Christians, in particular, are good at doing this with churches. It’s very easy to find things we don’t like. Rather than seeing a thousand things that go right in a church service, we notice the one wrong chord, we remember the minor moment of feedback from the worship leader’s microphone, we cling to the one sentence the pastor said that we didn’t fully disagree with but it hit us in a weird way.

There’s a part of me that has wanted to recoil from church culture recently. It’s not a part of me that I want to indulge, but it is there. Jesus loves the church and I should too. And yet, sometimes the idea of pulling away from the church’s culture is so appealing.

The more I think about the things that make me want to recoil from churches or what’s perceived as “the Christian opinion”, I realize it has little to nothing to do with doctrine, what the church is actually teaching. It’s not that I disagree with other Christians, the Bible, or historical orthodox Christianity. What it really comes down to is attitude.

Let’s just step back and take a big picture look at Christianity for a moment.

Part of what it means to believe in Jesus is to believe God is working out a powerful plan for the world.

God is leading, guiding, directing, and moving all things towards a conclusion. A conclusion he’s happy with.

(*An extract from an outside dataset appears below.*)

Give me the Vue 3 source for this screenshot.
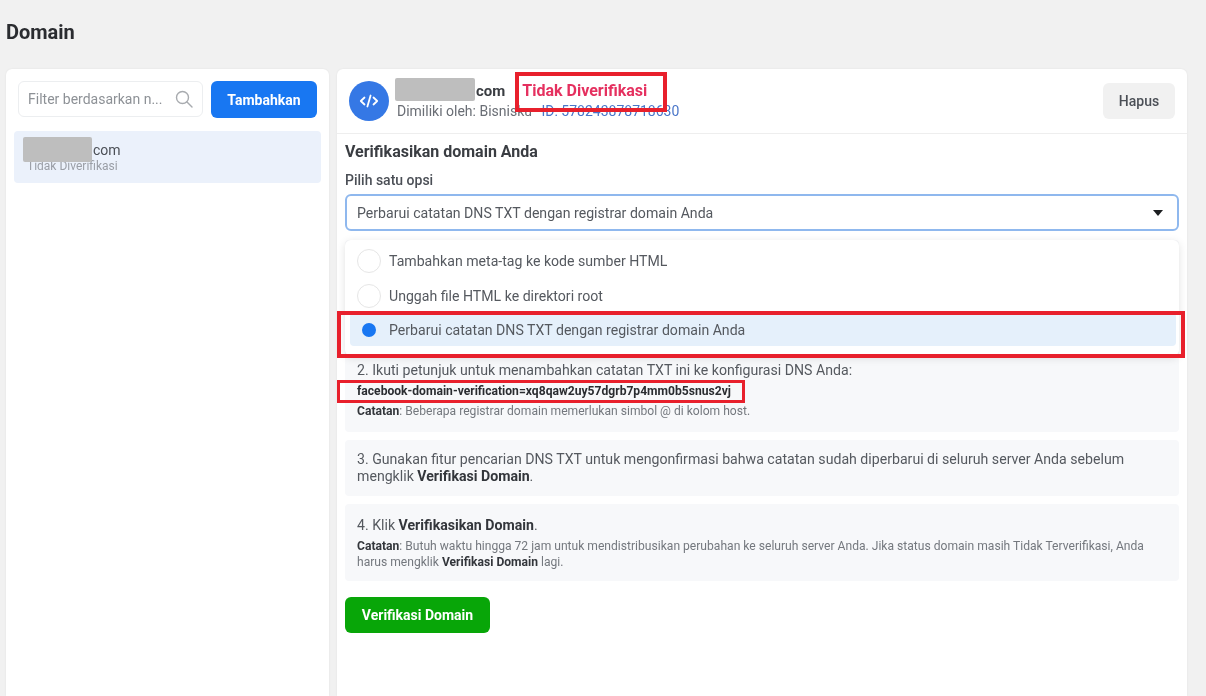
<script setup>
const options = [
  { label: 'Tambahkan meta-tag ke kode sumber HTML', selected: false },
  { label: 'Unggah file HTML ke direktori root', selected: false },
  { label: 'Perbarui catatan DNS TXT dengan registrar domain Anda', selected: true },
]
</script>

<template>
  <div class="page">
    <h1 class="title">Domain</h1>
    <div class="columns">
      <aside class="card side">
        <div class="toolbar">
          <div class="search">
            <span class="search-text">Filter berdasarkan n...</span>
            <svg width="18" height="18" viewBox="0 0 18 18" fill="none" stroke="#a8abaf" stroke-width="1.4">
              <circle cx="7.5" cy="7.5" r="6" />
              <path d="M12 12l5 5" stroke-linecap="round" />
            </svg>
          </div>
          <button class="btn-add">Tambahkan</button>
        </div>
        <div class="item">
          <span class="redact redact-side"></span>
          <div class="item-name">com</div>
          <div class="item-status">Tidak Diverifikasi</div>
        </div>
      </aside>

      <main class="card detail">
        <header class="head">
          <div class="avatar">
            <svg width="20" height="16" viewBox="0 0 20 16" fill="none" stroke="#fff" stroke-width="1.8" stroke-linecap="round" stroke-linejoin="round">
              <path d="M5.5 4.5L1.8 8l3.7 3.5M14.5 4.5L18.2 8l-3.7 3.5M11.6 2.5L8.4 13.5" />
            </svg>
          </div>
          <div class="head-text">
            <div class="head-name">
              <span class="redact redact-head"></span>
              <span class="dom">com</span>
              <span class="status">Tidak Diverifikasi</span>
            </div>
            <div class="owner">Dimiliki oleh: Bisnisku <span class="id">ID: 578243878718630</span></div>
          </div>
          <button class="btn-del">Hapus</button>
          <span class="mark mark-status"></span>
        </header>

        <section class="body">
          <h2 class="subtitle">Verifikasikan domain Anda</h2>
          <div class="label">Pilih satu opsi</div>
          <div class="select">
            <span>Perbarui catatan DNS TXT dengan registrar domain Anda</span>
            <svg width="10" height="6" viewBox="0 0 10 6"><path d="M0 0h10L5 6z" fill="#1c1e21" /></svg>
          </div>

          <div class="steps">
            <div class="menu">
              <div v-for="o in options" :key="o.label" class="opt" :class="{ on: o.selected }">
                <span class="radio" :class="{ on: o.selected }"></span>
                <span>{{ o.label }}</span>
              </div>
            </div>
            <span class="mark mark-opt"></span>

            <div class="step step-2">
              <p class="line">2. Ikuti petunjuk untuk menambahkan catatan TXT ini ke konfigurasi DNS Anda:</p>
              <p class="code">facebook-domain-verification=xq8qaw2uy57dgrb7p4mm0b5snus2vj<span class="mark mark-code"></span></p>
              <p class="note"><b>Catatan</b>: Beberapa registrar domain memerlukan simbol @ di kolom host.</p>
            </div>
            <div class="step step-3">
              <p class="line">3. Gunakan fitur pencarian DNS TXT untuk mengonfirmasi bahwa catatan sudah diperbarui di seluruh server Anda sebelum mengklik <b>Verifikasi Domain</b>.</p>
            </div>
            <div class="step step-4">
              <p class="line">4. Klik <b>Verifikasikan Domain</b>.</p>
              <p class="note note-4"><b>Catatan</b>: Butuh waktu hingga 72 jam untuk mendistribusikan perubahan ke seluruh server Anda. Jika status domain masih Tidak Terverifikasi, Anda harus mengklik <b>Verifikasi Domain</b> lagi.</p>
            </div>
          </div>

          <button class="btn-verify">Verifikasi Domain</button>
        </section>
      </main>
    </div>
  </div>
</template>

<style>
html, body { margin: 0; background: #f1f1f1; }
</style>

<style scoped>
.page {
  width: 1206px;
  height: 696px;
  overflow: hidden;
  box-sizing: border-box;
  padding: 0 19px 0 6px;
  background: #f1f1f1;
  font-family: Roboto, "Liberation Sans", sans-serif;
  color: #4b4f56;
  filter: blur(0.4px);
}
.title {
  margin: 0;
  padding-top: 20px;
  height: 69px;
  box-sizing: border-box;
  font-size: 20px;
  line-height: 24px;
  font-weight: 700;
  color: #2a2c30;
}
.columns {
  display: grid;
  grid-template-columns: 323px 850px;
  gap: 8px;
  height: 627px;
}
.card {
  background: #fff;
  border-radius: 6px 6px 0 0;
  box-shadow: 0 0 2px rgba(0, 0, 0, 0.08);
}
.side { padding: 12px 8px 0; }
.toolbar {
  display: flex;
  gap: 8px;
  padding: 0 4px;
}
.search {
  width: 185px;
  height: 36px;
  box-sizing: border-box;
  display: flex;
  align-items: center;
  justify-content: space-between;
  padding: 0 9px 0 9px;
  border: 1px solid #eceef0;
  border-radius: 6px;
}
.search-text { font-size: 14px; color: #8d9196; }
.btn-add {
  width: 106px;
  height: 37px;
  border: 0;
  border-radius: 6px;
  background: #1877f2;
  color: #fff;
  font: 700 14px Roboto, "Liberation Sans", sans-serif;
}
.item {
  position: relative;
  margin-top: 13px;
  height: 52px;
  box-sizing: border-box;
  padding: 10px 0 0 13px;
  background: #ebf1fb;
  border-radius: 4px;
}
.item-name {
  padding-left: 66px;
  font-size: 14px;
  line-height: 18px;
  color: #4b4f56;
}
.item-status { font-size: 12px; line-height: 15px; color: #9a9ea6; }
.redact { position: absolute; background: #bebebe; border-radius: 2px; }
.redact-side { left: 9px; top: 6px; width: 69px; height: 25px; }

.detail { display: flex; flex-direction: column; min-width: 0; }
.head {
  position: relative;
  height: 65px;
  box-sizing: border-box;
  display: flex;
  align-items: center;
  padding: 0 12px;
  border-bottom: 1px solid #eeeeee;
}
.avatar {
  width: 40px;
  height: 40px;
  flex: none;
  border-radius: 50%;
  background: #3578e5;
  display: flex;
  align-items: center;
  justify-content: center;
}
.head-text { flex: 1; padding-left: 8px; }
.head-name {
  position: relative;
  padding-left: 81px;
  height: 20px;
  line-height: 20px;
  margin-left: -2px;
}
.redact-head { left: 0; top: -3px; width: 80px; height: 23px; }
.dom { font-size: 15px; font-weight: 700; color: #3a3d42; }
.status {
  margin-left: 17px;
  font-size: 16px;
  font-weight: 700;
  color: #e5305f;
}
.owner {
  font-size: 14px;
  line-height: 20px;
  color: #6a6e75;
}
.id { margin-left: 6px; color: #4a76c9; }
.btn-del {
  width: 72px;
  height: 36px;
  border: 0;
  border-radius: 6px;
  background: #f1f1f1;
  color: #4b4f56;
  font: 500 14px Roboto, "Liberation Sans", sans-serif;
}
.mark {
  position: absolute;
  box-sizing: border-box;
  border: 4px solid #e8202c;
  pointer-events: none;
}
.mark-status { left: 178px; top: 3px; width: 152px; height: 40px; }

.body { padding: 0 8px; }
.subtitle {
  margin: 0;
  padding-top: 8px;
  height: 33px;
  box-sizing: border-box;
  font-size: 16px;
  line-height: 20px;
  font-weight: 700;
  color: #3a3d42;
}
.label {
  height: 27px;
  padding-top: 4px;
  box-sizing: border-box;
  font-size: 14px;
  line-height: 18px;
  font-weight: 500;
  color: #4b4f56;
}
.select {
  height: 37px;
  box-sizing: border-box;
  display: flex;
  align-items: center;
  justify-content: space-between;
  padding: 0 14px 0 10px;
  border: 2px solid #8fb8ee;
  border-radius: 6px;
  font-size: 14.12px;
  color: #55595f;
}
.steps {
  position: relative;
  display: flex;
  flex-direction: column;
  gap: 8px;
  margin-top: 9px;
}
.menu {
  position: absolute;
  left: 0;
  right: 0;
  top: 0;
  height: 116px;
  box-sizing: border-box;
  padding: 3px 3px 0 5px;
  background: #fff;
  border-radius: 6px;
  box-shadow: 0 2px 8px rgba(0, 0, 0, 0.12);
  z-index: 1;
}
.opt {
  display: flex;
  align-items: center;
  gap: 8px;
  height: 35px;
  padding-left: 7px;
  font-size: 14.12px;
  color: #55595f;
}
.opt.on {
  height: 33px;
  border-radius: 4px;
  background: #e5f0fb;
}
.radio {
  width: 24px;
  height: 24px;
  box-sizing: border-box;
  flex: none;
  border: 1px solid #e6e6e6;
  border-radius: 50%;
}
.radio.on {
  border: 5px solid #e5f0fb;
  background: #1877f2;
}
.mark-opt {
  left: -8px;
  top: 71px;
  width: 848px;
  height: 47px;
  z-index: 2;
}
.step {
  background: #f7f8fa;
  border-radius: 4px;
  padding: 0 12px;
  box-sizing: border-box;
}
.step-2 { height: 192px; padding-top: 122px; }
.step-3 { height: 56px; padding-top: 11px; }
.step-4 { height: 77px; padding-top: 13px; }
p { margin: 0; }
.line { font-size: 14.13px; line-height: 17px; color: #55595f; }
.line b, .note b { font-weight: 700; color: #33363b; }
.code {
  position: relative;
  margin-top: 5px;
  font-size: 12.1px;
  line-height: 14px;
  font-weight: 700;
  color: #2a2c30;
}
.mark-code {
  left: -20px;
  top: -4px;
  width: 408px;
  height: 23px;
  border-width: 3px;
}
.note {
  margin-top: 5px;
  font-size: 12.1px;
  line-height: 16px;
  color: #74787e;
}
.note-4 { margin-top: 4px; }
.btn-verify {
  display: block;
  margin-top: 16px;
  width: 145px;
  height: 36px;
  border: 0;
  border-radius: 6px;
  background: #08a608;
  color: #fff;
  font: 700 14px Roboto, "Liberation Sans", sans-serif;
}
</style>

That means all the wrongs we see will be righted. All the sin that seems to win today will lose someday. Everything that’s broken will one day be fixed. Every longing of the human heart will find its ultimate satisfaction.

And all of that will come when the God we get to know today comes back to make the Earth his forever home with us. The longer the story goes on, the more reasons for the hope we find in Christianity.

Isn’t it insane that Christians can mention how the world needs Jesus to come back and do it in a sour tone? Shouldn’t that be the thing that makes us more excited than anything? Yet so often, we’re more worried about the mess Jesus will need to clean up rather than celebrating that fact that he’s promised He will come to clean it up.

If there’s anything people need today, it’s hope. And if the church isn’t careful, through our bad attitudes, our complaints, and our worries about where the world is headed, we can accidentally show people we have no hope to offer.

In the movie Remember The Titans, the team captain rips into a talented player for selfish on-field decisions. He tells that player he’s operating with the worst attitude a player could have.

The response was simple. “Attitude reflects leadership, captain.”

Your attitude towards the world is a direct reflection of how well you think it’s being led.

Cheer up. Jesus is our leader. He won’t lose. There’s good reason for hope.

Let’s start showing the world our leader is trustworthy and we’re excited that he’s leading all things to the conclusion he wants.